» STATED TASK
Only the number is wanted: how many lines of the data contain "index"?
--- START THE RECORDS ---
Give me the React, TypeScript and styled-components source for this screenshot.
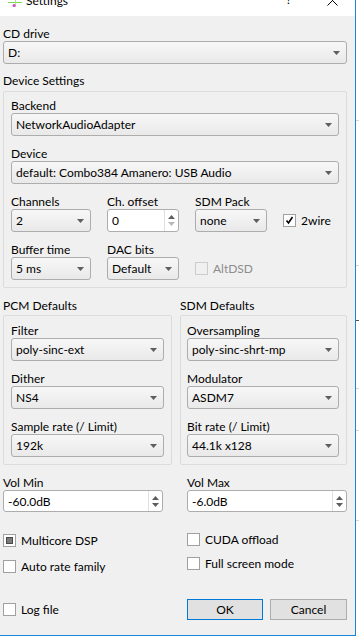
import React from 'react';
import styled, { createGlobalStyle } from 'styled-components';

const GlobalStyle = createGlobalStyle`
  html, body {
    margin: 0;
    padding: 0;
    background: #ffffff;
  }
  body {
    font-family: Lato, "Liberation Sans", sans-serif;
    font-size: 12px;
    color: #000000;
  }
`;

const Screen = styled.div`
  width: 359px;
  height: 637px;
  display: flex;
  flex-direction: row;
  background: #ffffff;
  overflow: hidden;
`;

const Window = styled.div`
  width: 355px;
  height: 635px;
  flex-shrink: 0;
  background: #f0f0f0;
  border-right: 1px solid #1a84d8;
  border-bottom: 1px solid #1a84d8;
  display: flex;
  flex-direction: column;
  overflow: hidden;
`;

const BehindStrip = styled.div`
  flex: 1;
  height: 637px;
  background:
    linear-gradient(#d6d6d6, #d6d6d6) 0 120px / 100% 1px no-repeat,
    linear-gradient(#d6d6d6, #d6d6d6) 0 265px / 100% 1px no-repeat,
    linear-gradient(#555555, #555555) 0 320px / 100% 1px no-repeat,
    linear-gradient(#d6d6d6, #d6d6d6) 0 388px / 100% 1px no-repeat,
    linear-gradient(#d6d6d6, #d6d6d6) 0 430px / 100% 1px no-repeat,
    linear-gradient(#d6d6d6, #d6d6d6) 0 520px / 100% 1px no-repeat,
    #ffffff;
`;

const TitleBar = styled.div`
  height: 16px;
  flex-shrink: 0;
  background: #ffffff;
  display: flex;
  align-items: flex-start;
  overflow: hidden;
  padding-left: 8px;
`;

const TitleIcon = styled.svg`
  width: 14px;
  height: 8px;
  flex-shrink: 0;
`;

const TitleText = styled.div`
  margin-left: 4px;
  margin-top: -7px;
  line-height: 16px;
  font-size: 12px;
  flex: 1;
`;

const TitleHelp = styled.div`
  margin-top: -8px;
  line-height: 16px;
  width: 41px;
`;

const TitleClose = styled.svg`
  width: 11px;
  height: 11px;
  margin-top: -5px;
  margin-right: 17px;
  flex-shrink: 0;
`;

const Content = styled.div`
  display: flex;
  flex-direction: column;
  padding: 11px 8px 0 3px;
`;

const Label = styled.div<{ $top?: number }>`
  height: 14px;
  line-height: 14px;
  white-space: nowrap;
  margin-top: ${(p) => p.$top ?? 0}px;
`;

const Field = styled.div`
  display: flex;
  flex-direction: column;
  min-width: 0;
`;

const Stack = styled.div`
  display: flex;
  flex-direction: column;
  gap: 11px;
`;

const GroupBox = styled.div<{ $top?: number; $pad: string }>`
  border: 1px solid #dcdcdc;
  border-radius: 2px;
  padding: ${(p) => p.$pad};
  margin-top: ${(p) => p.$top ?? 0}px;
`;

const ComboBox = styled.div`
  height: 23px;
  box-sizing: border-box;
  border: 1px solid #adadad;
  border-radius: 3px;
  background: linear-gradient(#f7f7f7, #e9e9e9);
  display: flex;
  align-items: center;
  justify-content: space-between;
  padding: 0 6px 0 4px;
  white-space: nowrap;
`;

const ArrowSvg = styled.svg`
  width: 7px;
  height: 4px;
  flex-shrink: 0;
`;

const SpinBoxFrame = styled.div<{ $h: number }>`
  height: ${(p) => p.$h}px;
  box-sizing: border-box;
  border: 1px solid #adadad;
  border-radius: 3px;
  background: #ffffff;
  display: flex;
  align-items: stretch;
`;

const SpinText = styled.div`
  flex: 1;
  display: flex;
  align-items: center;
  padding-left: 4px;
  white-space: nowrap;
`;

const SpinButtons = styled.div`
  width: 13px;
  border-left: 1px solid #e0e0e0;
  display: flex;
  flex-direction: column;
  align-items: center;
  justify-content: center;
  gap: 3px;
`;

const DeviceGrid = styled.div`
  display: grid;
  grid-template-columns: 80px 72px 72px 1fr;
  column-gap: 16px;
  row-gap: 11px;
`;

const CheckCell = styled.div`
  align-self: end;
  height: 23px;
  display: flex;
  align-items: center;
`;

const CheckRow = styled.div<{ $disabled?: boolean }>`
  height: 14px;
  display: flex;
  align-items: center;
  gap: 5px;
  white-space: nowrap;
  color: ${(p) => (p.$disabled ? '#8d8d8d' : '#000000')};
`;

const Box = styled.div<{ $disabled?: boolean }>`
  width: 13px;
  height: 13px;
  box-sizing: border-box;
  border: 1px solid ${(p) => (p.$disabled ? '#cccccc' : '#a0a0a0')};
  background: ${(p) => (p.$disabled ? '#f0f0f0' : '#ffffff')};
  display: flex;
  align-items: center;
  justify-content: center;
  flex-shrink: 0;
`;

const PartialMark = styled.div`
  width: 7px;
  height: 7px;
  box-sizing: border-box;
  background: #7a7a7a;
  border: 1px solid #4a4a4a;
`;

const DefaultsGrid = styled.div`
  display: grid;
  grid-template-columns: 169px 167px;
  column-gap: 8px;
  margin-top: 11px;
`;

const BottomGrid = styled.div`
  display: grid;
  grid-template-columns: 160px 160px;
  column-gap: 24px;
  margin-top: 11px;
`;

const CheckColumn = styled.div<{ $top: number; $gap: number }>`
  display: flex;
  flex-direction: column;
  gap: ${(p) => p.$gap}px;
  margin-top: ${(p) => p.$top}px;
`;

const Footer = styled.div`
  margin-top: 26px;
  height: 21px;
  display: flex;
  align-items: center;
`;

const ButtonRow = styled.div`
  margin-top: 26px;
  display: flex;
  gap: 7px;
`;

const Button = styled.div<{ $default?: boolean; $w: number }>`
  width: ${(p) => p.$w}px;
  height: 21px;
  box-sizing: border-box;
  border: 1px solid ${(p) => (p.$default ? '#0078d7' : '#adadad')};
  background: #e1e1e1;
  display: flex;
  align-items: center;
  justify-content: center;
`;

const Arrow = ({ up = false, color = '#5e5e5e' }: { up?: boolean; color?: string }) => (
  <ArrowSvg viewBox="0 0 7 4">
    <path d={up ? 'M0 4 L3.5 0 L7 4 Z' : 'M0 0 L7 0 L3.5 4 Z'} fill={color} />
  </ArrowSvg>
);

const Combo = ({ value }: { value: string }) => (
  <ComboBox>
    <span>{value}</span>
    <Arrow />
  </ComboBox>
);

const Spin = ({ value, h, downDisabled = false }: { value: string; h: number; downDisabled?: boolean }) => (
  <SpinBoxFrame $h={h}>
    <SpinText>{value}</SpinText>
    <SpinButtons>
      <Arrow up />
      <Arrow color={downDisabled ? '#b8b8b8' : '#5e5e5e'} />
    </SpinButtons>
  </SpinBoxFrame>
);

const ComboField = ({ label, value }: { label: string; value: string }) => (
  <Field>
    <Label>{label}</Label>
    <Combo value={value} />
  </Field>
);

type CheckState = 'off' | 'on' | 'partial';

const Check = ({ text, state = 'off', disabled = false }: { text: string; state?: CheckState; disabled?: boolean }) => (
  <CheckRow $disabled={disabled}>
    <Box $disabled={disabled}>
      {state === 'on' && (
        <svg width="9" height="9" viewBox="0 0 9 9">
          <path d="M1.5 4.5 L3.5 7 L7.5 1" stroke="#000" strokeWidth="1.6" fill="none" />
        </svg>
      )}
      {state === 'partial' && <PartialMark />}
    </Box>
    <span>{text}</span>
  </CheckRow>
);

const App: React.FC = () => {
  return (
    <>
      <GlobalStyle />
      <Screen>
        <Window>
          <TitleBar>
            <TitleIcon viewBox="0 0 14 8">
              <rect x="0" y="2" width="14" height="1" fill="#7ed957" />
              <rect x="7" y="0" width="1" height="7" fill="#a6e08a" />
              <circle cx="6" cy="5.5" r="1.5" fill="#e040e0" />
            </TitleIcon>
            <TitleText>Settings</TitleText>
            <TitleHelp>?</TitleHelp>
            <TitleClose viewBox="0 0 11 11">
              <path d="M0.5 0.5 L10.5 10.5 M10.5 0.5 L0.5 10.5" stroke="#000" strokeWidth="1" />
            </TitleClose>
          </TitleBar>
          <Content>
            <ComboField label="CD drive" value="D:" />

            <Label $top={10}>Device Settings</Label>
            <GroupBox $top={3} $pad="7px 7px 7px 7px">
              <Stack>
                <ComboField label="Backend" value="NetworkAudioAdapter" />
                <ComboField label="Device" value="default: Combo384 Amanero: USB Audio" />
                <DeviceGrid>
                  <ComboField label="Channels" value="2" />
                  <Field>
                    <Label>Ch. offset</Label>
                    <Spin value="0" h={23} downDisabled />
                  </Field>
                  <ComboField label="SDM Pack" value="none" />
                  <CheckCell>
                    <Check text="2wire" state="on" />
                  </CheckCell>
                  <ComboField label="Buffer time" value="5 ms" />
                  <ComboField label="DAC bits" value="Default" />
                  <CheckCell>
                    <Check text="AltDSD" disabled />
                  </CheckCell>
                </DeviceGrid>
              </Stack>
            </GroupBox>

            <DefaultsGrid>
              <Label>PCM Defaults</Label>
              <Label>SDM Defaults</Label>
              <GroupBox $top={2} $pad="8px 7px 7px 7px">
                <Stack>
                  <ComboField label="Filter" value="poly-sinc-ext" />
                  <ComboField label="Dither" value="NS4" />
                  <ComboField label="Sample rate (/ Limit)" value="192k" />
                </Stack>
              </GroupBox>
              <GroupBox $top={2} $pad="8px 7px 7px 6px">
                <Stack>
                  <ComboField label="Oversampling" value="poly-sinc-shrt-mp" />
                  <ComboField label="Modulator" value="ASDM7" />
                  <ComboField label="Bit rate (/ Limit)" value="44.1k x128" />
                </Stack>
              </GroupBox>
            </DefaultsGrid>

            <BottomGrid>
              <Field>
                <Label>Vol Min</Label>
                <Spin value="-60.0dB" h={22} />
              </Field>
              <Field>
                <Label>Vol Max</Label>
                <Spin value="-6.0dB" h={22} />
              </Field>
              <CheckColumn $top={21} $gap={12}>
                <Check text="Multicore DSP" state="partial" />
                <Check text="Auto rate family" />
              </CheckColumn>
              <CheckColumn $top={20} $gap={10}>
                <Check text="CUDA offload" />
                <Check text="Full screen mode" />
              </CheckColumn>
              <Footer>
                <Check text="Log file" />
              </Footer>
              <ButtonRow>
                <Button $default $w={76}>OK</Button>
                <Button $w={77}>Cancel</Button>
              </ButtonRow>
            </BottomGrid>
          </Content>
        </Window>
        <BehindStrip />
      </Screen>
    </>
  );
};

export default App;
--- END THE RECORDS ---
--- START THE RECORDS ---
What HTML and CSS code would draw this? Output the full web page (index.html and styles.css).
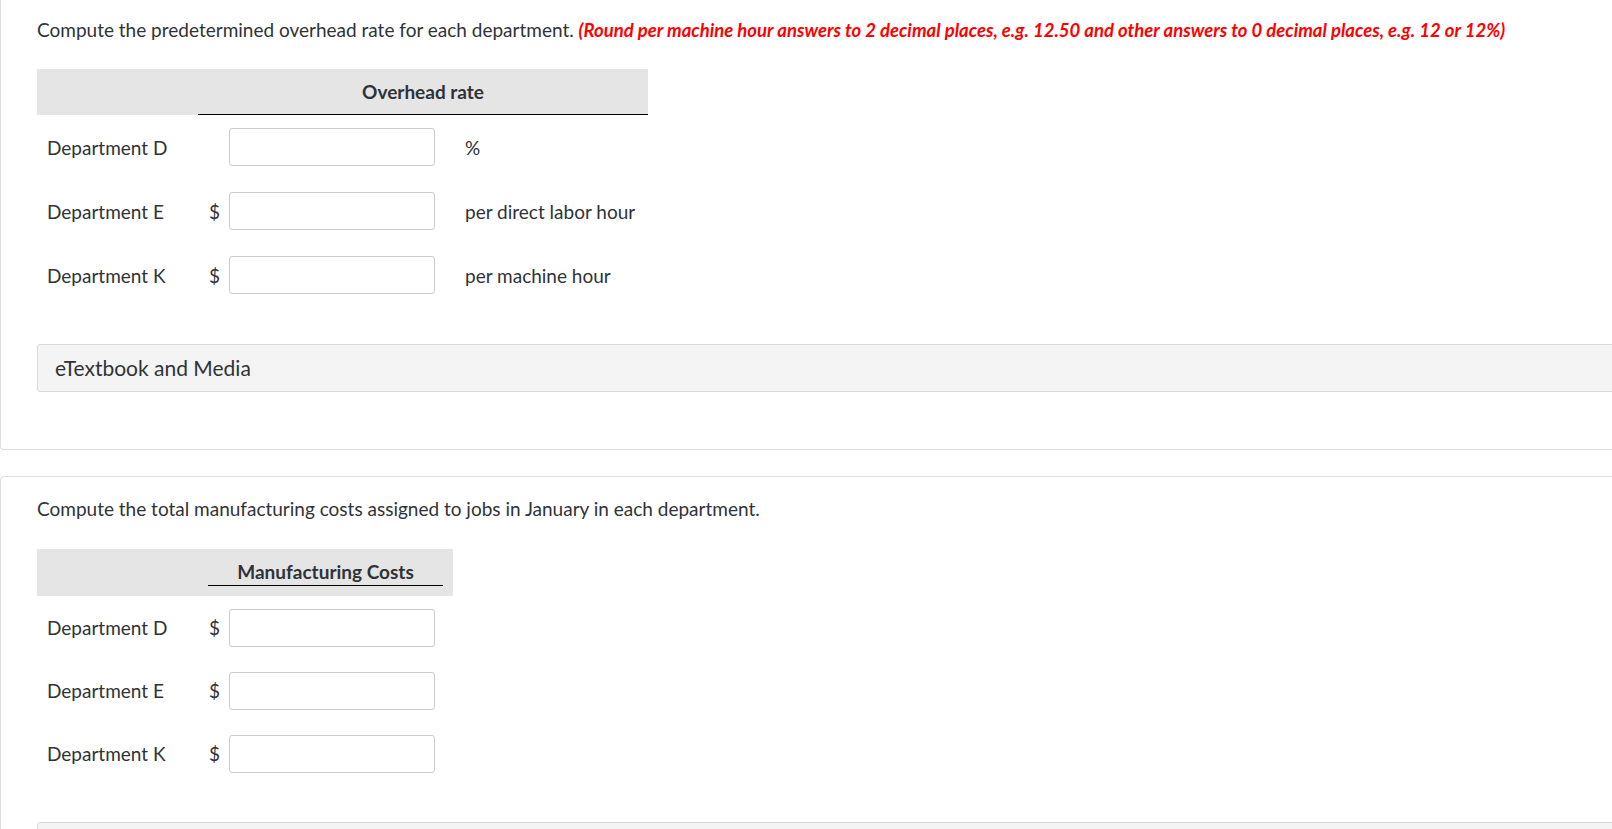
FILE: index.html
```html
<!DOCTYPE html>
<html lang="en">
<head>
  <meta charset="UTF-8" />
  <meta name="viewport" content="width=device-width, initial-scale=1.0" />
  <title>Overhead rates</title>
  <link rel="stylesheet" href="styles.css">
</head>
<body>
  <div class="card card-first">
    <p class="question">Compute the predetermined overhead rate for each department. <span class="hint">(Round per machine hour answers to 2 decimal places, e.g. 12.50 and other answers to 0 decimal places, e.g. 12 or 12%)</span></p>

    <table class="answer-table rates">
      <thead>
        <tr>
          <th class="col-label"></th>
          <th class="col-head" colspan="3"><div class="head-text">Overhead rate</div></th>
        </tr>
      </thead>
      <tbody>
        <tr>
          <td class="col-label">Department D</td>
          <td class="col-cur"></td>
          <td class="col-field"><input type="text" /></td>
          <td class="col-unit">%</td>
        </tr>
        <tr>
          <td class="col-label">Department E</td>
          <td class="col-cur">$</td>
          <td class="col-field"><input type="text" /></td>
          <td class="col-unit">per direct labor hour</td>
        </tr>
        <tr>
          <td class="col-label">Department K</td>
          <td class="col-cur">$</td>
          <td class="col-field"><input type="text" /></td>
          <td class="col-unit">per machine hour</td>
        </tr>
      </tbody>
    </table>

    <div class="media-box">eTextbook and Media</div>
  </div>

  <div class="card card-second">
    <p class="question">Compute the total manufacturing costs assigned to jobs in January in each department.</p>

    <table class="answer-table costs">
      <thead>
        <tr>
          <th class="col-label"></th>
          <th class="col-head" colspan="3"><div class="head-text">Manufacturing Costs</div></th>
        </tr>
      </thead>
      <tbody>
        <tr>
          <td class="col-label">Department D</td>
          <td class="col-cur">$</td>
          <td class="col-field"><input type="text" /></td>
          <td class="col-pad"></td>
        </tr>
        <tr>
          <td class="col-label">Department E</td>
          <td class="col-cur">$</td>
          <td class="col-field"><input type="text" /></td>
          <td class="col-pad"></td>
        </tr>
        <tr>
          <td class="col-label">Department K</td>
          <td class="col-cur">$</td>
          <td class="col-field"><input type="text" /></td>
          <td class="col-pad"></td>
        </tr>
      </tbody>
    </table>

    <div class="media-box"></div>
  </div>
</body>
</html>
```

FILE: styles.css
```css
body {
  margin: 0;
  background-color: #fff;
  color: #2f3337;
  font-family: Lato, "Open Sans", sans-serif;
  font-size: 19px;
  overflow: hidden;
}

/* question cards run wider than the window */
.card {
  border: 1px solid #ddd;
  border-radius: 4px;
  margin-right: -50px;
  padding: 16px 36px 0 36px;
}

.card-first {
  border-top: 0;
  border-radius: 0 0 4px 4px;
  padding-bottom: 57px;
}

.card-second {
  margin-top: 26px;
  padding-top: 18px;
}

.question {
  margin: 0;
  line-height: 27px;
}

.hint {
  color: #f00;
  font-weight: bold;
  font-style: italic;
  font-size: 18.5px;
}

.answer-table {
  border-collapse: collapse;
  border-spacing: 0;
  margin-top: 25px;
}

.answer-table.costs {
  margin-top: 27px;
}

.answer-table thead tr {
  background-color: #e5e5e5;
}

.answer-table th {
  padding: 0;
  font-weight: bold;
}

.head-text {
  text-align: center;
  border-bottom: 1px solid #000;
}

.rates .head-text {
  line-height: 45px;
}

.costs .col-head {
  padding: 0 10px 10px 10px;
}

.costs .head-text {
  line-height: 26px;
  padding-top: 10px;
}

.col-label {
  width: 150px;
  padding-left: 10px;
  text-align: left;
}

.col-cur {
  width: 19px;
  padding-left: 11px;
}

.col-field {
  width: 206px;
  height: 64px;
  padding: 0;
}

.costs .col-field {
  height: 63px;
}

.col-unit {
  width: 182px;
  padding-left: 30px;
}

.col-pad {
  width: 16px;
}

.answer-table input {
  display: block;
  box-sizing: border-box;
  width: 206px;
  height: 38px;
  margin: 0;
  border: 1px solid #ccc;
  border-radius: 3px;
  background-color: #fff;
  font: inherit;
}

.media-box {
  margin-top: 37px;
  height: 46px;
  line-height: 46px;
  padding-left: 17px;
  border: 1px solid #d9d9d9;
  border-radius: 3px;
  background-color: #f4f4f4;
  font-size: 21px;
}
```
--- END THE RECORDS ---
» FINISHED TASK
2